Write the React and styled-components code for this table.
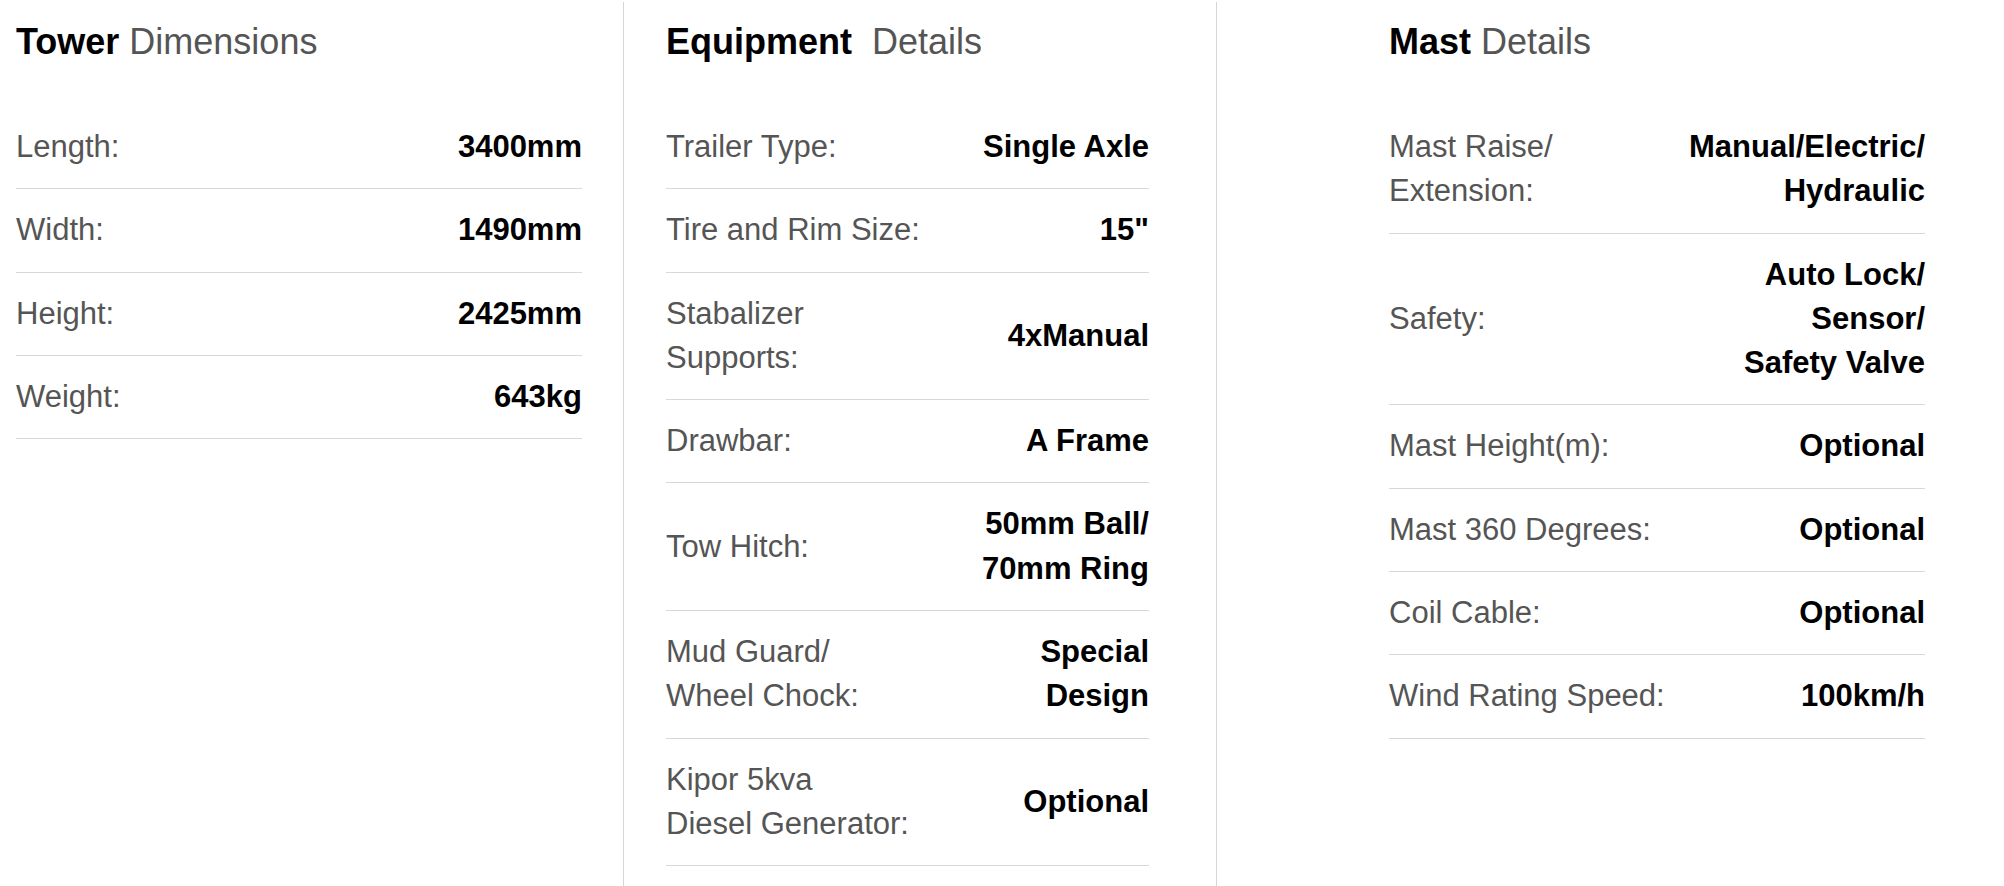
import React from "react";
import styled, { createGlobalStyle } from "styled-components";

const Global = createGlobalStyle`
  html, body { margin: 0; padding: 0; background: #fff; }
  body { font-family: "Liberation Sans", Arial, sans-serif; }
`;

const Page = styled.div`
  display: grid;
  grid-template-columns: 623px 593px 1fr;
  height: 884px;
  margin-top: 2px;
`;

const Column = styled.section`
  padding-left: ${(p) => p.$padLeft}px;
  border-left: ${(p) => (p.$divider ? "1px solid #d6d6d6" : "none")};
`;

const Inner = styled.div`
  width: ${(p) => p.$width}px;
`;

const Title = styled.h2`
  margin: 18px 0 43px;
  font-size: 36px;
  line-height: 43px;
  font-weight: normal;
  color: #555;
  white-space: pre;
  b {
    color: #000;
    font-weight: bold;
  }
`;

const Row = styled.div`
  display: flex;
  justify-content: space-between;
  align-items: center;
  padding: 19px 0;
  border-bottom: 1px solid #d8d8d8;
  font-size: 31px;
  line-height: 44.3px;
`;

const Label = styled.span`
  color: #555;
`;

const Value = styled.span`
  color: #000;
  font-weight: bold;
  text-align: right;
`;

const Lines = ({ text }) =>
  text.split("\n").map((t, i, arr) => (
    <React.Fragment key={i}>
      {t}
      {i < arr.length - 1 && <br />}
    </React.Fragment>
  ));

const columns = [
  {
    bold: "Tower",
    rest: " Dimensions",
    padLeft: 16,
    width: 566,
    divider: false,
    rows: [
      ["Length:", "3400mm"],
      ["Width:", "1490mm"],
      ["Height:", "2425mm"],
      ["Weight:", "643kg"],
    ],
  },
  {
    bold: "Equipment",
    rest: "\u00a0 Details",
    padLeft: 42,
    width: 483,
    divider: true,
    rows: [
      ["Trailer Type:", "Single Axle"],
      ["Tire and Rim Size:", '15"'],
      ["Stabalizer\nSupports:", "4xManual"],
      ["Drawbar:", "A Frame"],
      ["Tow Hitch:", "50mm Ball/\n70mm Ring"],
      ["Mud Guard/\nWheel Chock:", "Special\nDesign"],
      ["Kipor 5kva\nDiesel Generator:", "Optional"],
    ],
  },
  {
    bold: "Mast",
    rest: " Details",
    padLeft: 172,
    width: 536,
    divider: true,
    rows: [
      ["Mast Raise/\nExtension:", "Manual/Electric/\nHydraulic"],
      ["Safety:", "Auto Lock/\nSensor/\nSafety Valve"],
      ["Mast Height(m):", "Optional"],
      ["Mast 360 Degrees:", "Optional"],
      ["Coil Cable:", "Optional"],
      ["Wind Rating Speed:", "100km/h"],
    ],
  },
];

export default function App() {
  return (
    <>
      <Global />
      <Page>
        {columns.map((c) => (
          <Column key={c.bold} $padLeft={c.padLeft} $divider={c.divider}>
            <Inner $width={c.width}>
              <Title>
                <b>{c.bold}</b>
                {c.rest}
              </Title>
              {c.rows.map(([l, v]) => (
                <Row key={l}>
                  <Label>
                    <Lines text={l} />
                  </Label>
                  <Value>
                    <Lines text={v} />
                  </Value>
                </Row>
              ))}
            </Inner>
          </Column>
        ))}
      </Page>
    </>
  );
}
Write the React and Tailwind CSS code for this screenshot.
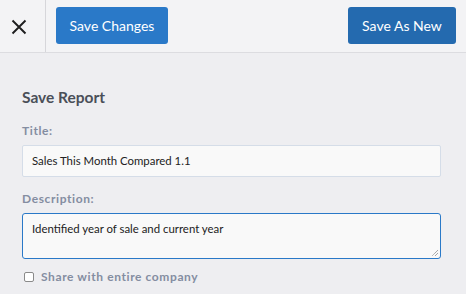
import React from "react";

export default function App() {
  return (
    <div className="w-[466px] h-[294px] bg-[#eeeef1] overflow-hidden" style={{ fontFamily: "Lato, 'Open Sans', sans-serif" }}>
      <div className="h-[53px] bg-[#f3f3f5] border-b border-[#dcdce0] flex items-stretch">
        <div className="w-[46px] border-r border-[#d6d6da] flex items-center pl-[11px]">
          <svg width="16" height="16" viewBox="0 0 16 16" className="mt-[1px]">
            <path d="M1.5 1.5 L14.5 14.5 M14.5 1.5 L1.5 14.5" stroke="#1e1e1e" strokeWidth="1.9" strokeLinecap="butt" />
          </svg>
        </div>
        <div className="flex-1 flex items-center justify-between pl-[10px] pr-[10px]">
          <button className="h-[37px] w-[112px] rounded-[3px] bg-[#2a79c8] text-white text-[14px] mb-[1px]">Save Changes</button>
          <button className="h-[37px] w-[108px] rounded-[3px] bg-[#246aaf] text-white text-[14px] mb-[1px]">Save As New</button>
        </div>
      </div>
      <div className="pl-[22px] pr-[25px] pt-[34px]">
        <div className="text-[15.5px] leading-[20px] font-bold text-[#4a4f58]">Save Report</div>
        <div className="mt-[17px] text-[12px] leading-[14px] font-bold tracking-[0.6px] text-[#848da1]">Title:</div>
        <div className="mt-[7px] h-[32px] bg-[#f9f9f9] border border-[#d5dde8] rounded-[2px] flex items-center pl-[9px] text-[11.4px] text-[#222]">
          Sales This Month Compared 1.1
        </div>
        <div className="mt-[15px] text-[12px] leading-[14px] font-bold tracking-[0.6px] text-[#848da1]">Description:</div>
        <div className="relative mt-[7px] h-[46px] bg-[#f9f9f9] border-[1.5px] border-[#2a79c8] rounded-[3px] pl-[9px] pt-[6px] text-[11.4px] leading-[18px] text-[#222]">
          Identified year of sale and current year
          <svg width="8" height="8" viewBox="0 0 8 8" className="absolute right-[1px] bottom-[1px]">
            <path d="M7 1 L1 7 M7 4 L4 7" stroke="#666" strokeWidth="0.8" strokeDasharray="1 0.6" />
          </svg>
        </div>
        <div className="mt-[9px] flex items-center">
          <div className="ml-[2px] w-[10px] h-[10px] border border-[#8a8a8a] rounded-[2px] bg-white" />
          <div className="ml-[7px] text-[12px] font-bold tracking-[0.6px] text-[#848da1]">Share with entire company</div>
        </div>
      </div>
    </div>
  );
}
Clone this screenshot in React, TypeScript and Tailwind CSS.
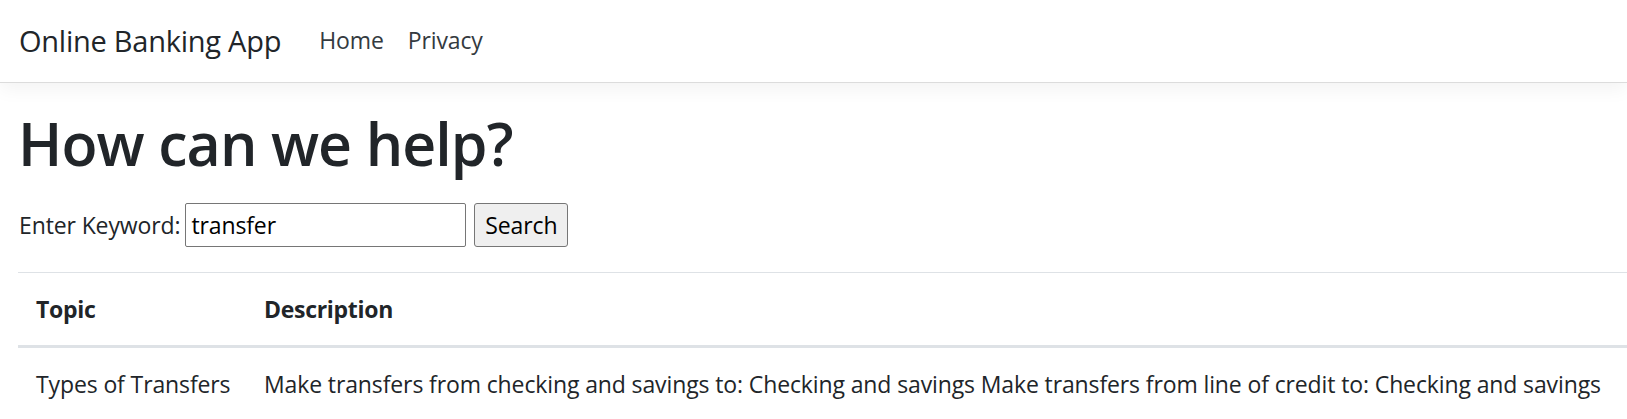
import { useState } from 'react';

const topics = [
  {
    topic: 'Types of Transfers',
    description:
      'Make transfers from checking and savings to: Checking and savings Make transfers from line of credit to: Checking and savings',
  },
];

export default function App() {
  const [keyword, setKeyword] = useState('transfer');

  return (
    <div className="min-h-screen overflow-hidden bg-white text-[#212529] font-['Open_Sans','Liberation_Sans',sans-serif]">
      {/* Navbar */}
      <header className="mb-[24px]">
        <nav className="flex h-[83px] items-center border-b border-[#dcdcdc] bg-white px-[19px] pb-[2px] shadow-[0_6px_18px_rgba(0,0,0,0.05)]">
          <a href="#" className="mr-[26px] text-[29px] leading-[45px] tracking-[-0.25px] text-[#212529]">
            Online Banking App
          </a>
          <ul className="flex text-[23px] leading-[36px] tracking-[-0.12px] text-[#343a40]">
            <li>
              <a href="#" className="px-[12px]">Home</a>
            </li>
            <li>
              <a href="#" className="px-[12px]">Privacy</a>
            </li>
          </ul>
        </nav>
      </header>

      <main className="px-[18px]">
        <h1 className="text-[59px] font-semibold leading-[72px] tracking-[-0.9px]">How can we help?</h1>

        <form
          className="mt-[24px] flex items-center text-[23px] leading-[36px] tracking-[-0.12px]"
          onSubmit={(e) => e.preventDefault()}
        >
          <label htmlFor="keyword" className="mr-[5px] pl-[1px]">Enter Keyword:</label>
          <input
            id="keyword"
            type="text"
            value={keyword}
            onChange={(e) => setKeyword(e.target.value)}
            className="h-[44px] w-[281px] rounded-[2px] border-[1.5px] border-[#767676] px-[5px] text-[23px] tracking-[-0.12px] text-black outline-none"
          />
          <button
            type="submit"
            className="ml-[8px] h-[44px] w-[94px] rounded-[3px] border-[1.5px] border-[#767676] bg-[#efefef] text-[23px] tracking-[-0.12px] text-black"
          >
            Search
          </button>
        </form>

        <table className="mt-[25px] w-[1640px] table-fixed border-t-[1.5px] border-[#dee2e6] text-left text-[23px] leading-[36px] tracking-[-0.12px]">
          <colgroup>
            <col className="w-[228px]" />
            <col />
          </colgroup>
          <thead>
            <tr className="border-b-[3px] border-[#dee2e6]">
              <th className="px-[18px] py-[18px] font-bold tracking-[-0.3px]">Topic</th>
              <th className="px-[18px] py-[18px] font-bold tracking-[-0.3px]">Description</th>
            </tr>
          </thead>
          <tbody>
            {topics.map((t) => (
              <tr key={t.topic} className="border-b-[1.5px] border-[#dee2e6]">
                <td className="whitespace-nowrap px-[18px] py-[18px]">{t.topic}</td>
                <td className="whitespace-nowrap px-[18px] py-[18px]">{t.description}</td>
              </tr>
            ))}
          </tbody>
        </table>
      </main>
    </div>
  );
}
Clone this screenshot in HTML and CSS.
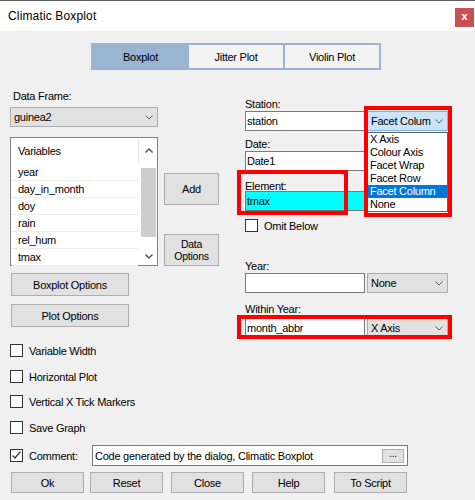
FILE: index.html
```html
<!DOCTYPE html>
<html>
<head>
<meta charset="utf-8">
<link rel="stylesheet" href="styles.css">
</head>
<body>
<div class="window">
  <div class="titlebar">
    <span class="title">Climatic Boxplot</span>
    <div class="close">x</div>
  </div>
  <div class="body">
    <div class="tabs">
      <div class="tab active">Boxplot</div>
      <div class="tab t2">Jitter Plot</div>
      <div class="tab t3">Violin Plot</div>
    </div>
    <div class="content">
      <div class="left">
        <div class="label lbl-df">Data Frame:</div>
        <div class="combo df-combo"><span>guinea2</span><svg class="chev" width="8" height="5" viewBox="0 0 8 5"><polyline points="0.5,0.5 4,4 7.5,0.5"/></svg></div>
        <div class="list-row">
          <div class="listbox">
            <div class="list-main">
              <div class="list-head">Variables</div>
              <div class="item">year</div>
              <div class="item">day_in_month</div>
              <div class="item">doy</div>
              <div class="item">rain</div>
              <div class="item">rel_hum</div>
              <div class="item">tmax</div>
            </div>
            <div class="scrollbar">
              <div class="sb-up"><svg class="arrow" width="8" height="5" viewBox="0 0 8 5"><polyline points="0.5,4.5 4,1 7.5,4.5"/></svg></div>
              <div class="thumb"></div>
              <div class="sb-down"><svg class="arrow" width="8" height="5" viewBox="0 0 8 5"><polyline points="0.5,0.5 4,4 7.5,0.5"/></svg></div>
            </div>
          </div>
          <div class="side-btns">
            <div class="btn add">Add</div>
            <div class="btn data-opt">Data<br>Options</div>
          </div>
        </div>
        <div class="btn opt-btn first">Boxplot Options</div>
        <div class="btn opt-btn second">Plot Options</div>
        <div class="check c1"><span class="box"></span>Variable Width</div>
        <div class="check c2"><span class="box"></span>Horizontal Plot</div>
        <div class="check c3"><span class="box"></span>Vertical X Tick Markers</div>
        <div class="check c4"><span class="box"></span>Save Graph</div>
      </div>
      <div class="right">
        <div class="label lbl-st">Station:</div>
        <div class="row r-st">
          <div class="textbox">station</div>
          <div class="combo open"><span>Facet Colum</span><svg class="chev" width="8" height="5" viewBox="0 0 8 5"><polyline points="0.5,0.5 4,4 7.5,0.5"/></svg></div>
        </div>
        <div class="label lbl-date">Date:</div>
        <div class="row r-date">
          <div class="textbox">Date1</div>
        </div>
        <div class="label lbl-el">Element:</div>
        <div class="row r-el">
          <div class="textbox cyan">tmax</div>
        </div>
        <div class="check omit"><span class="box"></span>Omit Below</div>
        <div class="label lbl-year">Year:</div>
        <div class="row r-year">
          <div class="textbox"></div>
          <div class="combo"><span>None</span><svg class="chev" width="8" height="5" viewBox="0 0 8 5"><polyline points="0.5,0.5 4,4 7.5,0.5"/></svg></div>
        </div>
        <div class="label lbl-within">Within Year:</div>
        <div class="row r-within">
          <div class="textbox">month_abbr</div>
          <div class="combo"><span>X Axis</span><svg class="chev" width="8" height="5" viewBox="0 0 8 5"><polyline points="0.5,0.5 4,4 7.5,0.5"/></svg></div>
        </div>
      </div>
    </div>
    <div class="comment-row">
      <span class="box checked"><svg width="11" height="11" viewBox="0 0 11 11"><polyline points="1.5,5.5 4,8 9.5,1.5"/></svg></span>
      <span class="comment-label">Comment:</span>
      <div class="comment-box"><span>Code generated by the dialog, Climatic Boxplot</span><div class="btn dots">...</div></div>
    </div>
    <div class="bottom-btns">
      <div class="btn bb">Ok</div>
      <div class="btn bb">Reset</div>
      <div class="btn bb">Close</div>
      <div class="btn bb">Help</div>
      <div class="btn bb">To Script</div>
    </div>
  </div>
  <div class="dropdown">
    <div class="opt">X Axis</div>
    <div class="opt">Colour Axis</div>
    <div class="opt">Facet Wrap</div>
    <div class="opt">Facet Row</div>
    <div class="opt sel">Facet Column</div>
    <div class="opt">None</div>
  </div>
  <div class="redbox rb1"></div>
  <div class="redbox rb2"></div>
  <div class="redbox rb3"></div>
</div>
</body>
</html>
```

FILE: styles.css
```css
* { box-sizing: border-box; }
html, body { margin: 0; padding: 0; }
body {
  width: 475px;
  height: 500px;
  overflow: hidden;
  background: #f0f0f0;
  font-family: "Liberation Sans", Arial, sans-serif;
  font-size: 11px;
  letter-spacing: -0.25px;
  color: #000;
}
.window { position: relative; width: 475px; height: 500px; }

.titlebar {
  height: 31px;
  border-top: 1px solid #5c5c5c;
  background: #fff;
  display: flex;
  align-items: flex-start;
}
.title {
  font-size: 12px;
  letter-spacing: 0.15px;
  line-height: 14px;
  margin: 8px 0 0 8px;
}
.close {
  margin: 7px 1px 0 auto;
  width: 19px;
  height: 19px;
  background: #c75050;
  color: #fff;
  font-size: 11px;
  font-weight: bold;
  letter-spacing: 0;
  line-height: 17px;
  text-align: center;
}

.body { height: 469px; display: flex; flex-direction: column; }

.tabs {
  display: flex;
  margin: 12px 0 0 91px;
  width: 290px;
  height: 27px;
  background: #9ab4d2;
  padding: 2px;
}
.tab { display: flex; align-items: center; justify-content: center; }
.tab.active { width: 95px; }
.tab.t2 { width: 94px; margin-left: 1px; background: #f3f3f3; }
.tab.t3 { width: 94px; margin-left: 2px; background: #f3f3f3; }

.content { display: flex; height: 375px; }
.left { width: 209px; margin-left: 10px; display: flex; flex-direction: column; align-items: flex-start; }
.right { width: 207px; margin-left: 26px; display: flex; flex-direction: column; align-items: flex-start; }

.label { height: 11px; line-height: 11px; white-space: nowrap; }
.lbl-df { margin-top: 21px; margin-left: 3px; }

.btn {
  background: #e1e1e1;
  border: 1px solid #adadad;
  display: flex;
  align-items: center;
  justify-content: center;
  text-align: center;
}
.combo {
  background: #e1e1e1;
  border: 1px solid #adadad;
  display: flex;
  align-items: center;
  justify-content: space-between;
  padding: 0 4px 0 3px;
  height: 20px;
  width: 81px;
  margin-left: 2px;
}
.chev, .arrow { display: block; fill: none; stroke: #606060; stroke-width: 1; }
.arrow { stroke-width: 1.4; stroke: #505050; }
.df-combo { margin-top: 5px; width: 148px; margin-left: 0; padding-left: 3px; }

.list-row { display: flex; margin-top: 10px; }
.listbox {
  width: 148px;
  height: 129px;
  border: 1px solid #828282;
  background: #fff;
  display: flex;
}
.list-main { width: 129px; }
.list-head {
  height: 26px;
  line-height: 26px;
  padding-left: 7px;
  position: relative;
}
.list-head::after {
  content: "";
  position: absolute;
  right: 1px;
  top: 2px;
  bottom: 2px;
  width: 1px;
  background: #e5e5e5;
}
.item {
  height: 17px;
  line-height: 16px;
  margin: 0 2px 0 1px;
  padding-left: 6px;
  border-bottom: 1px solid #ececec;
}
.scrollbar { width: 17px; display: flex; flex-direction: column; align-items: center; }
.sb-up { height: 25px; display: flex; align-items: center; justify-content: center; }
.thumb { margin-top: 5px; width: 15px; height: 69px; background: #cdcdcd; }
.sb-down { margin-top: auto; height: 17px; display: flex; align-items: center; justify-content: center; }

.side-btns { display: flex; flex-direction: column; margin-left: 6px; width: 55px; }
.add { margin-top: 36px; height: 32px; }
.data-opt { margin-top: 29px; height: 32px; line-height: 12px; font-size: 10.5px; }

.opt-btn { width: 118px; height: 23px; margin-left: 1px; }
.opt-btn.first { margin-top: 7px; }
.opt-btn.second { margin-top: 8px; }

.check { display: flex; align-items: center; height: 13px; white-space: nowrap; }
.box {
  width: 13px;
  height: 13px;
  border: 1px solid #333;
  background: #fff;
  margin-right: 6px;
  flex: none;
  display: flex;
  align-items: center;
  justify-content: center;
}
.box svg { fill: none; stroke: #333; stroke-width: 1.2; }
.c1 { margin-top: 17px; }
.c2 { margin-top: 13px; }
.c3 { margin-top: 12px; }
.c4 { margin-top: 13px; }

.row { display: flex; }
.textbox {
  width: 120px;
  height: 20px;
  border: 1px solid #7a7a7a;
  background: #fff;
  padding-left: 1px;
  display: flex;
  align-items: center;
  white-space: nowrap;
}
.textbox.cyan { background: #00ffff; }
.combo.open { background: #cce4f7; border-color: #7eb4ea; }

.lbl-st { margin-top: 29px; }
.r-st { margin-top: 1px; }
.lbl-date { margin-top: 8px; }
.r-date { margin-top: 1px; }
.lbl-el { margin-top: 10px; }
.r-el { margin-top: -1px; }
.omit { margin-top: 8px; }
.lbl-year { margin-top: 29px; }
.r-year { margin-top: 1px; }
.lbl-within { margin-top: 11px; }
.r-within { margin-top: 3px; }

.comment-row { display: flex; align-items: center; height: 21px; margin-left: 10px; }
.comment-label { width: 63px; }
.comment-box {
  width: 316px;
  height: 21px;
  border: 1px solid #7a7a7a;
  background: #fff;
  display: flex;
  align-items: center;
  padding-left: 2px;
}
.dots { margin-left: auto; margin-right: 3px; width: 22px; height: 14px; font-size: 10px; line-height: 10px; padding-bottom: 3px; }

.bottom-btns { display: flex; margin-top: 6px; height: 21px; }
.bb { width: 73px; height: 21px; }
.bb:nth-child(1) { margin-left: 11px; }
.bb:nth-child(2) { margin-left: 6px; }
.bb:nth-child(3) { margin-left: 8px; }
.bb:nth-child(4) { margin-left: 8px; }
.bb:nth-child(5) { margin-left: 9px; }

.dropdown {
  position: absolute;
  left: 367px;
  top: 132px;
  width: 81px;
  height: 80px;
  border: 1px solid #646464;
  background: #fff;
}
.opt { height: 13px; line-height: 13px; padding-left: 2px; white-space: nowrap; }
.opt.sel { background: #0078d7; color: #fff; }

.redbox { position: absolute; border: 4px solid #ff0000; }
.rb1 { left: 364px; top: 106px; width: 88px; height: 111px; }
.rb2 { left: 237px; top: 170px; width: 111px; height: 45px; }
.rb3 { left: 237px; top: 315px; width: 215px; height: 24px; }
```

------------------------------------------------

# [Given task]
Nothing but the lines above, starting at the line that contains "Clone this screenshot in React, TypeScript" and ending at the line that contains "const [keyword, setKeyword]", should be given again, exactly and without the pictures.

# [Result of this task]
Clone this screenshot in React, TypeScript and Tailwind CSS.
import { useState } from 'react';

const topics = [
  {
    topic: 'Types of Transfers',
    description:
      'Make transfers from checking and savings to: Checking and savings Make transfers from line of credit to: Checking and savings',
  },
];

export default function App() {
  const [keyword, setKeyword] = useState('transfer');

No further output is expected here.